There was nothing inappropriate about any of this. It was logical, sensible, and not at all uncommon. Other presidents have done the same thing. Our Justice Department has enlisted foreign help in numerous investigations over the years. It is pure sophistry for Democrats to declare such an endeavor is an impeachable offense.

Did Trump mention former Vice President Joe Biden and his son toward the end of the conversation? Of course, he did. He was right to do so.

If, in addition to meddling, Ukraine possesses evidence that the former vice president’s bragging about a “quid pro quo” was a corrupt act intended to benefit his son by extorting $1 billion in U.S. taxpayer funds, it is incumbent on Trump to ask Zelensky to investigate.

Biden isn’t entitled to a “get out of jail” free card simply because he is now running for president. Hillary Clinton coveted such a card, and it should never happen again.

Lost amid the cacophony of condemnation of Trump is the fact that the Criminal Division of the Justice Department examined the official record of the Trump-Zelensky telephone call and concluded there was no crime, not even a violation of campaign finance laws. “All relevant components of the Department agreed with this legal conclusion,” said the Justice Department.

Some constitutional scholars have ventured that a president’s abuse of his official powers might rise to the level of an impeachable offense, even though it may not fall under the conventional statutory definitions and strict language of crimes and misdemeanors.

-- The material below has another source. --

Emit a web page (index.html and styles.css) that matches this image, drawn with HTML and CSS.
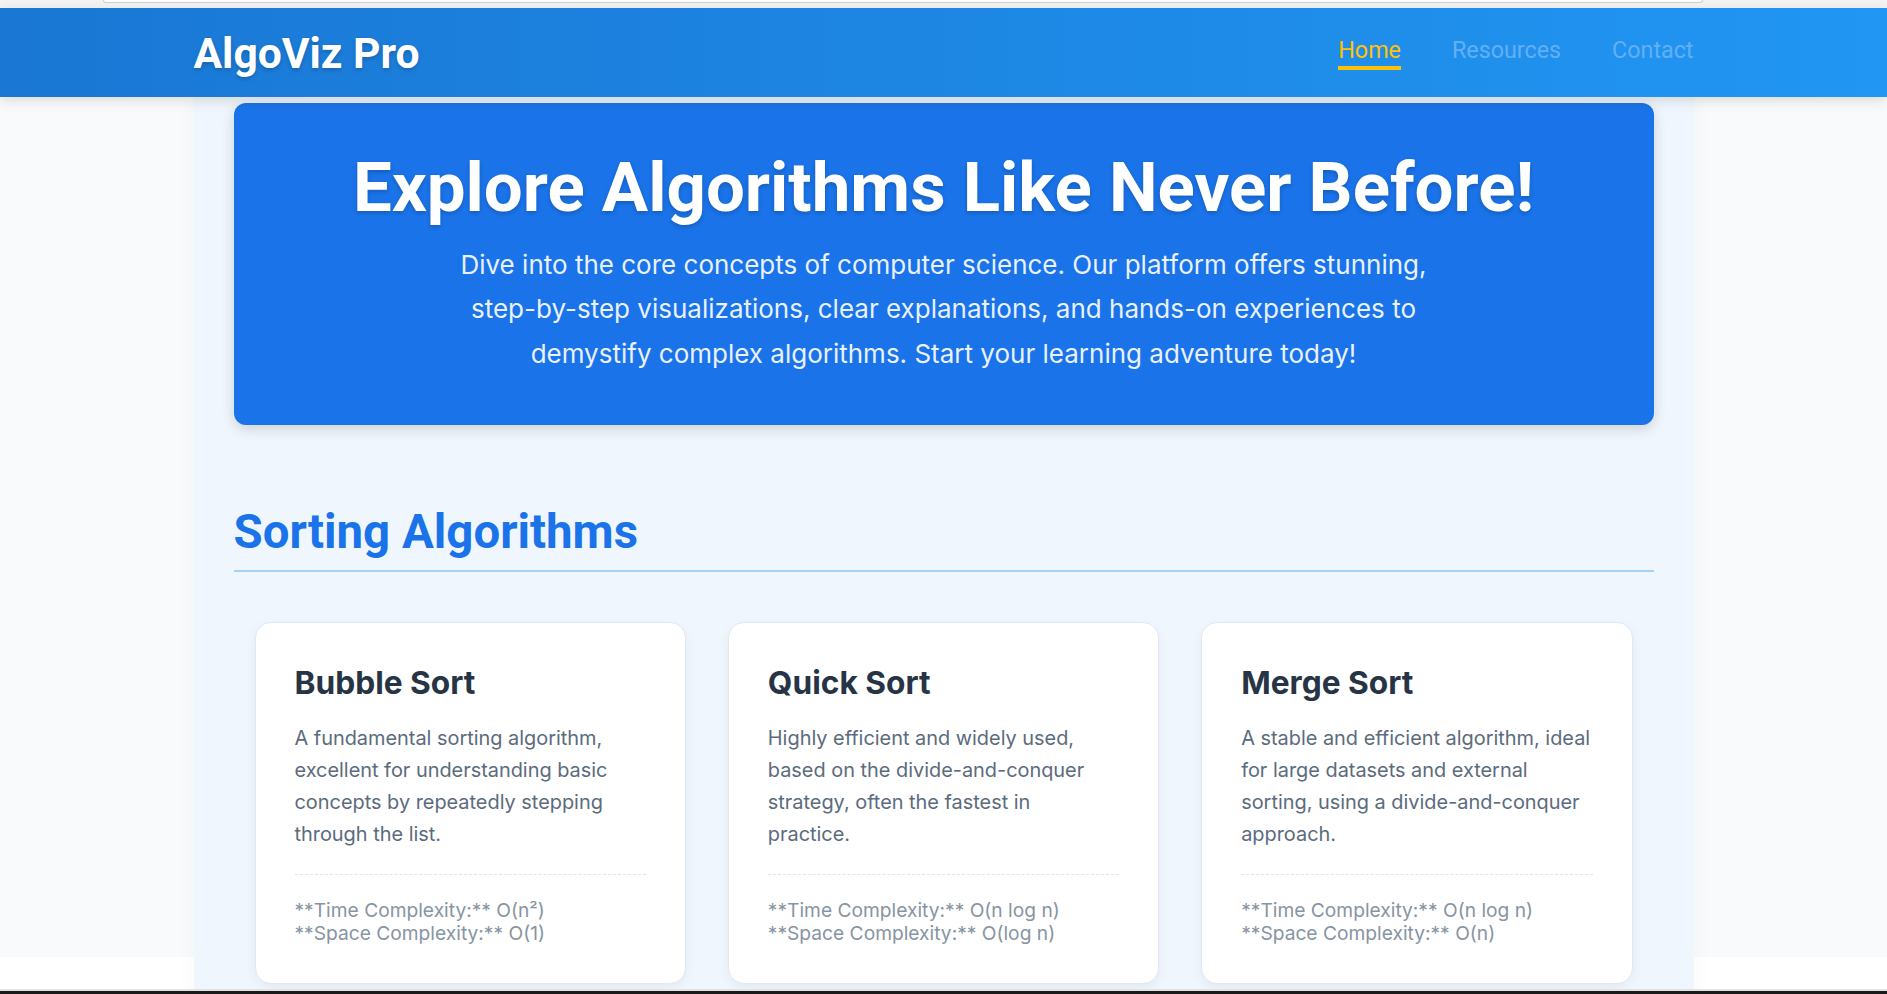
FILE: index.html
```html
<!DOCTYPE html>
<html lang="en">
<head>
<meta charset="utf-8">
<title>AlgoViz Pro</title>
<link rel="stylesheet" href="styles.css">
</head>
<body>
<div class="chrome-strip"><div class="chrome-tab"></div></div>
<header class="site-header">
  <div class="header-inner">
    <div class="logo">AlgoViz Pro</div>
    <nav class="nav">
      <a class="nav-link active" href="#">Home</a>
      <a class="nav-link" href="#">Resources</a>
      <a class="nav-link" href="#">Contact</a>
    </nav>
  </div>
</header>
<main class="container">
  <section class="hero">
    <h1 class="hero-title">Explore Algorithms Like Never Before!</h1>
    <p class="hero-text">Dive into the core concepts of computer science. Our platform offers stunning, step-by-step visualizations, clear explanations, and hands-on experiences to demystify complex algorithms. Start your learning adventure today!</p>
  </section>
  <h2 class="section-title">Sorting Algorithms</h2>
  <div class="card-grid">
    <article class="card">
      <h3 class="card-title">Bubble Sort</h3>
      <p class="card-desc">A fundamental sorting algorithm, excellent for understanding basic concepts by repeatedly stepping through the list.</p>
      <div class="card-meta">**Time Complexity:** O(n²)<br>**Space Complexity:** O(1)</div>
    </article>
    <article class="card">
      <h3 class="card-title">Quick Sort</h3>
      <p class="card-desc">Highly efficient and widely used, based on the divide-and-conquer strategy, often the fastest in practice.</p>
      <div class="card-meta">**Time Complexity:** O(n log n)<br>**Space Complexity:** O(log n)</div>
    </article>
    <article class="card">
      <h3 class="card-title">Merge Sort</h3>
      <p class="card-desc">A stable and efficient algorithm, ideal for large datasets and external sorting, using a divide-and-conquer approach.</p>
      <div class="card-meta">**Time Complexity:** O(n log n)<br>**Space Complexity:** O(n)</div>
    </article>
  </div>
</main>
<div class="window-edge"></div>
</body>
</html>
```
FILE: styles.css
```css
* { box-sizing: border-box; }
body {
  margin: 0;
  font-family: Inter, "Noto Sans", sans-serif;
  color: #2c3e50;
  background: linear-gradient(#f8fafc 0, #f8fafc 957px, #ffffff 957px) no-repeat;
}
.chrome-strip { height: 8px; background: #f3f3f3; }
.chrome-tab {
  margin-left: 103px; width: 1600px; height: 3px; background: #fff;
  border: 1px solid #cfcfcf; border-top: none; border-radius: 0 0 8px 8px;
}
.site-header {
  height: 89px;
  background: linear-gradient(90deg, #1a77d4, #2196f3);
  box-shadow: 0 4px 12px rgba(0,0,0,0.12);
  position: relative; z-index: 2;
}
.header-inner {
  width: 1500px; height: 100%; margin: 0 auto;
  display: flex; justify-content: space-between; align-items: center;
}
.logo {
  font-family: Roboto, sans-serif; font-weight: 700; font-size: 42.6px;
  color: #fff; text-shadow: 0 2px 4px rgba(0,0,0,0.2);
}
.nav { display: flex; gap: 51px; align-items: center; }
.nav-link {
  font-family: Roboto, sans-serif; font-size: 23.3px; color: #62aff3;
  text-decoration: none; padding-bottom: 2px; border-bottom: 4px solid transparent;
}
.nav-link.active { color: #ffc107; border-bottom-color: #ffc107; }
.container {
  width: 1500px; margin: 0 auto; background: #f0f6fd;
  padding: 6px 40px 40px;
  box-shadow: 0 0 20px rgba(0,0,0,0.03);
}
.hero {
  background: #1a73e8; border-radius: 12px; padding: 44px 40px 49px;
  text-align: center; box-shadow: 0 4px 14px rgba(0,0,0,0.15);
}
.hero-title {
  margin: 0 0 13px; font-family: Roboto, sans-serif; font-size: 69px; line-height: 1.2;
  font-weight: 700; color: #fff; text-shadow: 0 2px 4px rgba(0,0,0,0.2);
}
.hero-text {
  margin: 0 auto; max-width: 990px; font-size: 26px; line-height: 44.5px; color: #e8f1fd;
}
.section-title {
  margin: 79px 0 50px; padding-bottom: 9px; border-bottom: 2px solid #a5d2fa;
  font-family: Roboto, sans-serif; font-size: 47.4px; line-height: 1.2;
  font-weight: 700; color: #1a73e8;
}
.card-grid {
  display: grid; grid-template-columns: repeat(3, 1fr); gap: 42px; padding: 0 21px;
}
.card {
  background: #fff; border: 1px solid #e3e8ef; border-radius: 16px; padding: 40px 39px 38px;
  box-shadow: 0 4px 12px rgba(0,0,0,0.05);
}
.card-title { margin: 0 0 19px; font-size: 31.7px; line-height: 40px; font-weight: 700; color: #263445; }
.card-desc {
  margin: 0 0 24px; padding-right: 1.7px;
  font-size: 19.9px; line-height: 32px; color: #5b6b7d;
}
.card-meta {
  border-top: 1px dashed #dfe5ec; padding-top: 24px;
  font-size: 19.2px; line-height: 23px; color: #8794a2;
}
.window-edge {
  position: fixed; left: 0; right: 0; bottom: 0; height: 5px;
  background: #1a1a1a; border-top: 2px solid #e2e2e2;
}
```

This is not an entirely misbegotten argument. Yet, it has no application to what President Trump is accused of doing. He had every right to ask for foreign assistance in his attorney general’s official investigation. This was not an abuse of power, but a proper exercise of power.

Conversely, it is Democrats who are abusing their power of impeachment by deliberately contorting its constitutional meaning to serve their own political purpose.

Barr is determined to get to the bottom of how the “witch hunt” against Trump began. In his testimony before the Senate Judiciary Committee at the conclusion of the probe by Special Counsel Robert Mueller, Barr posed an imperative question:

How did we get to the point where the evidence is now that the president was falsely accused of colluding with the Russians and accused of being treasonous and accused of being a Russian agent?” Barr asked. “And the evidence now is that it was without a basis.”

Americans deserve to learn the truth of what happened. A handful of foreign governments may help provide the answers.

It is not an impeachable offense to ask.